** START **

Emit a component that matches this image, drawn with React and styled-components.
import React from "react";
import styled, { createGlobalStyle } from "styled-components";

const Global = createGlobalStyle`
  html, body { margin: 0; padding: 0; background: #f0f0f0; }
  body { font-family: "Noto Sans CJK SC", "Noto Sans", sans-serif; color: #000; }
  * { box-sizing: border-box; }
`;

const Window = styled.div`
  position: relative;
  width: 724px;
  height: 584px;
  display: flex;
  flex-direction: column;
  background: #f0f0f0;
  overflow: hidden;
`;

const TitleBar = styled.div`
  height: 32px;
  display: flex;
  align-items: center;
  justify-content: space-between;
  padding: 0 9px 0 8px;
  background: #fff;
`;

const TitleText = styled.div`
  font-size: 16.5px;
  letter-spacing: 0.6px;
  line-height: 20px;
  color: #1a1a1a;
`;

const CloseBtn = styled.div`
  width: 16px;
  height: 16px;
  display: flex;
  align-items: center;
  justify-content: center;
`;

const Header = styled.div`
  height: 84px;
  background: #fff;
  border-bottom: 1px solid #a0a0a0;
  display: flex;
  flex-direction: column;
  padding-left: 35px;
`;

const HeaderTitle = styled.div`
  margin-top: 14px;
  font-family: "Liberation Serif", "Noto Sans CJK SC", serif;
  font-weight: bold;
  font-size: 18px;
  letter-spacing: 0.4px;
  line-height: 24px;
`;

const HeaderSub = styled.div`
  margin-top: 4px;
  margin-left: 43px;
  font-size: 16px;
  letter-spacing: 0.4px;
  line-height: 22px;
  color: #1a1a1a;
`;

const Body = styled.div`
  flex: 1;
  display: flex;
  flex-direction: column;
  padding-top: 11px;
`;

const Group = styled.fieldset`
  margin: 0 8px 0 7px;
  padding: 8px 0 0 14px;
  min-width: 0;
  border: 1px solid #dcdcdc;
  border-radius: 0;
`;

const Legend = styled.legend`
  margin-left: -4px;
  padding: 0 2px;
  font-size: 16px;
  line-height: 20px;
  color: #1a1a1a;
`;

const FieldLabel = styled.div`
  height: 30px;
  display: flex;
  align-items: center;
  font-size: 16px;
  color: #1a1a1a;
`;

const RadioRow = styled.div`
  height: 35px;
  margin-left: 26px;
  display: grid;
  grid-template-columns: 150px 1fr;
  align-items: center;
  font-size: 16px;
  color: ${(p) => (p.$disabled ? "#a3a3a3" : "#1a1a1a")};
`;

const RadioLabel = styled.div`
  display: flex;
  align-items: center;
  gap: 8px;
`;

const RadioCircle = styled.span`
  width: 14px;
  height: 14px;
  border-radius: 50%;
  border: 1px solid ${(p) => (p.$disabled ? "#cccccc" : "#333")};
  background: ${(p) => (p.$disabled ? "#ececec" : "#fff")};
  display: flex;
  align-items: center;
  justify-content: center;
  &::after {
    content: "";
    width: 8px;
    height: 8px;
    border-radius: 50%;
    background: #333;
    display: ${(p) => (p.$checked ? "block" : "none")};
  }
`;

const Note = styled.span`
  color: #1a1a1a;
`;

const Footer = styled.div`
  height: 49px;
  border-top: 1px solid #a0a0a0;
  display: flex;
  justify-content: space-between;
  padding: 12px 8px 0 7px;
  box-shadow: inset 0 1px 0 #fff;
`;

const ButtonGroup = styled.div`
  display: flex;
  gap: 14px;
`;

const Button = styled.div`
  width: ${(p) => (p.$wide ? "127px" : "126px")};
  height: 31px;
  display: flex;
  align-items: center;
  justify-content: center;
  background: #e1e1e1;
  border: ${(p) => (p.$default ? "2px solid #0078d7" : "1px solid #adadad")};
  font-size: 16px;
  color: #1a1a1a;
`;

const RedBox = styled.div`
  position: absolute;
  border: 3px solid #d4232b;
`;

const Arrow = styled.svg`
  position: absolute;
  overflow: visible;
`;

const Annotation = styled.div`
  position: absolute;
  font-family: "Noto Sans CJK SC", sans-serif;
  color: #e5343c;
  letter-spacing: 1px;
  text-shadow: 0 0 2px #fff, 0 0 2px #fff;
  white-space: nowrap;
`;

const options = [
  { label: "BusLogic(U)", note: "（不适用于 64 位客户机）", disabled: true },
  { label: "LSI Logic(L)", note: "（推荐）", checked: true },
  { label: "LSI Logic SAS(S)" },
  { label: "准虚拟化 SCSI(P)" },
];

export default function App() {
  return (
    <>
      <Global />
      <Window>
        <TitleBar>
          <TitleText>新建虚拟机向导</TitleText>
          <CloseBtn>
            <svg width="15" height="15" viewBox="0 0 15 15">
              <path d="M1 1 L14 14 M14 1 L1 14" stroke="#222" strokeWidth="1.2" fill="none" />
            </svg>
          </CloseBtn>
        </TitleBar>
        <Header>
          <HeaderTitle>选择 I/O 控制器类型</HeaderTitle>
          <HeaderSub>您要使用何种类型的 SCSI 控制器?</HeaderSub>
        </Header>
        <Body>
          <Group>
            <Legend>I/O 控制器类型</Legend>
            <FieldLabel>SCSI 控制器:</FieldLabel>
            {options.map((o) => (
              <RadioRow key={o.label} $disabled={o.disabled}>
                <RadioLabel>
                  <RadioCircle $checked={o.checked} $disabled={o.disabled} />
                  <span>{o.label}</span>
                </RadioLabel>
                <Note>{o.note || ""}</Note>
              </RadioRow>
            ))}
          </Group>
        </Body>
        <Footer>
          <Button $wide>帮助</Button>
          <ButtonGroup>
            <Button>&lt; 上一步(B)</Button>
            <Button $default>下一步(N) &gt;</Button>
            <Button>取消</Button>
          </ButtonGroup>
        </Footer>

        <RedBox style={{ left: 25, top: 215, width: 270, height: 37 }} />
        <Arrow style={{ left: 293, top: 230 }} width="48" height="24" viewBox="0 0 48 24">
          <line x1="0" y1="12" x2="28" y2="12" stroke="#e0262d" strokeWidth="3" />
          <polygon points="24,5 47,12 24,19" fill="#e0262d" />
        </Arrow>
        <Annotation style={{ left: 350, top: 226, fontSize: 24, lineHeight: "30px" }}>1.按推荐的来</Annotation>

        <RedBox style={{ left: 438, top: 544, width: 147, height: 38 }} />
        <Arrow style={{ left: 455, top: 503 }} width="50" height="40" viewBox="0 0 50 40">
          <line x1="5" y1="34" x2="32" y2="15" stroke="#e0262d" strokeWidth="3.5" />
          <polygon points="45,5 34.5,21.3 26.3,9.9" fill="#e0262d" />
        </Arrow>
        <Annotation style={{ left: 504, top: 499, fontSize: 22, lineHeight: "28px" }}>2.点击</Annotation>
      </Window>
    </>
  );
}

** END **

▸ **Written exercise**: Give the data again, exactly as it stands.

▸ **Answer to the problem**:
Emit a component that matches this image, drawn with React and styled-components.
import React from "react";
import styled, { createGlobalStyle } from "styled-components";

const Global = createGlobalStyle`
  html, body { margin: 0; padding: 0; background: #f0f0f0; }
  body { font-family: "Noto Sans CJK SC", "Noto Sans", sans-serif; color: #000; }
  * { box-sizing: border-box; }
`;

const Window = styled.div`
  position: relative;
  width: 724px;
  height: 584px;
  display: flex;
  flex-direction: column;
  background: #f0f0f0;
  overflow: hidden;
`;

const TitleBar = styled.div`
  height: 32px;
  display: flex;
  align-items: center;
  justify-content: space-between;
  padding: 0 9px 0 8px;
  background: #fff;
`;

const TitleText = styled.div`
  font-size: 16.5px;
  letter-spacing: 0.6px;
  line-height: 20px;
  color: #1a1a1a;
`;

const CloseBtn = styled.div`
  width: 16px;
  height: 16px;
  display: flex;
  align-items: center;
  justify-content: center;
`;

const Header = styled.div`
  height: 84px;
  background: #fff;
  border-bottom: 1px solid #a0a0a0;
  display: flex;
  flex-direction: column;
  padding-left: 35px;
`;

const HeaderTitle = styled.div`
  margin-top: 14px;
  font-family: "Liberation Serif", "Noto Sans CJK SC", serif;
  font-weight: bold;
  font-size: 18px;
  letter-spacing: 0.4px;
  line-height: 24px;
`;

const HeaderSub = styled.div`
  margin-top: 4px;
  margin-left: 43px;
  font-size: 16px;
  letter-spacing: 0.4px;
  line-height: 22px;
  color: #1a1a1a;
`;

const Body = styled.div`
  flex: 1;
  display: flex;
  flex-direction: column;
  padding-top: 11px;
`;

const Group = styled.fieldset`
  margin: 0 8px 0 7px;
  padding: 8px 0 0 14px;
  min-width: 0;
  border: 1px solid #dcdcdc;
  border-radius: 0;
`;

const Legend = styled.legend`
  margin-left: -4px;
  padding: 0 2px;
  font-size: 16px;
  line-height: 20px;
  color: #1a1a1a;
`;

const FieldLabel = styled.div`
  height: 30px;
  display: flex;
  align-items: center;
  font-size: 16px;
  color: #1a1a1a;
`;

const RadioRow = styled.div`
  height: 35px;
  margin-left: 26px;
  display: grid;
  grid-template-columns: 150px 1fr;
  align-items: center;
  font-size: 16px;
  color: ${(p) => (p.$disabled ? "#a3a3a3" : "#1a1a1a")};
`;

const RadioLabel = styled.div`
  display: flex;
  align-items: center;
  gap: 8px;
`;

const RadioCircle = styled.span`
  width: 14px;
  height: 14px;
  border-radius: 50%;
  border: 1px solid ${(p) => (p.$disabled ? "#cccccc" : "#333")};
  background: ${(p) => (p.$disabled ? "#ececec" : "#fff")};
  display: flex;
  align-items: center;
  justify-content: center;
  &::after {
    content: "";
    width: 8px;
    height: 8px;
    border-radius: 50%;
    background: #333;
    display: ${(p) => (p.$checked ? "block" : "none")};
  }
`;

const Note = styled.span`
  color: #1a1a1a;
`;

const Footer = styled.div`
  height: 49px;
  border-top: 1px solid #a0a0a0;
  display: flex;
  justify-content: space-between;
  padding: 12px 8px 0 7px;
  box-shadow: inset 0 1px 0 #fff;
`;

const ButtonGroup = styled.div`
  display: flex;
  gap: 14px;
`;

const Button = styled.div`
  width: ${(p) => (p.$wide ? "127px" : "126px")};
  height: 31px;
  display: flex;
  align-items: center;
  justify-content: center;
  background: #e1e1e1;
  border: ${(p) => (p.$default ? "2px solid #0078d7" : "1px solid #adadad")};
  font-size: 16px;
  color: #1a1a1a;
`;

const RedBox = styled.div`
  position: absolute;
  border: 3px solid #d4232b;
`;

const Arrow = styled.svg`
  position: absolute;
  overflow: visible;
`;

const Annotation = styled.div`
  position: absolute;
  font-family: "Noto Sans CJK SC", sans-serif;
  color: #e5343c;
  letter-spacing: 1px;
  text-shadow: 0 0 2px #fff, 0 0 2px #fff;
  white-space: nowrap;
`;

const options = [
  { label: "BusLogic(U)", note: "（不适用于 64 位客户机）", disabled: true },
  { label: "LSI Logic(L)", note: "（推荐）", checked: true },
  { label: "LSI Logic SAS(S)" },
  { label: "准虚拟化 SCSI(P)" },
];

export default function App() {
  return (
    <>
      <Global />
      <Window>
        <TitleBar>
          <TitleText>新建虚拟机向导</TitleText>
          <CloseBtn>
            <svg width="15" height="15" viewBox="0 0 15 15">
              <path d="M1 1 L14 14 M14 1 L1 14" stroke="#222" strokeWidth="1.2" fill="none" />
            </svg>
          </CloseBtn>
        </TitleBar>
        <Header>
          <HeaderTitle>选择 I/O 控制器类型</HeaderTitle>
          <HeaderSub>您要使用何种类型的 SCSI 控制器?</HeaderSub>
        </Header>
        <Body>
          <Group>
            <Legend>I/O 控制器类型</Legend>
            <FieldLabel>SCSI 控制器:</FieldLabel>
            {options.map((o) => (
              <RadioRow key={o.label} $disabled={o.disabled}>
                <RadioLabel>
                  <RadioCircle $checked={o.checked} $disabled={o.disabled} />
                  <span>{o.label}</span>
                </RadioLabel>
                <Note>{o.note || ""}</Note>
              </RadioRow>
            ))}
          </Group>
        </Body>
        <Footer>
          <Button $wide>帮助</Button>
          <ButtonGroup>
            <Button>&lt; 上一步(B)</Button>
            <Button $default>下一步(N) &gt;</Button>
            <Button>取消</Button>
          </ButtonGroup>
        </Footer>

        <RedBox style={{ left: 25, top: 215, width: 270, height: 37 }} />
        <Arrow style={{ left: 293, top: 230 }} width="48" height="24" viewBox="0 0 48 24">
          <line x1="0" y1="12" x2="28" y2="12" stroke="#e0262d" strokeWidth="3" />
          <polygon points="24,5 47,12 24,19" fill="#e0262d" />
        </Arrow>
        <Annotation style={{ left: 350, top: 226, fontSize: 24, lineHeight: "30px" }}>1.按推荐的来</Annotation>

        <RedBox style={{ left: 438, top: 544, width: 147, height: 38 }} />
        <Arrow style={{ left: 455, top: 503 }} width="50" height="40" viewBox="0 0 50 40">
          <line x1="5" y1="34" x2="32" y2="15" stroke="#e0262d" strokeWidth="3.5" />
          <polygon points="45,5 34.5,21.3 26.3,9.9" fill="#e0262d" />
        </Arrow>
        <Annotation style={{ left: 504, top: 499, fontSize: 22, lineHeight: "28px" }}>2.点击</Annotation>
      </Window>
    </>
  );
}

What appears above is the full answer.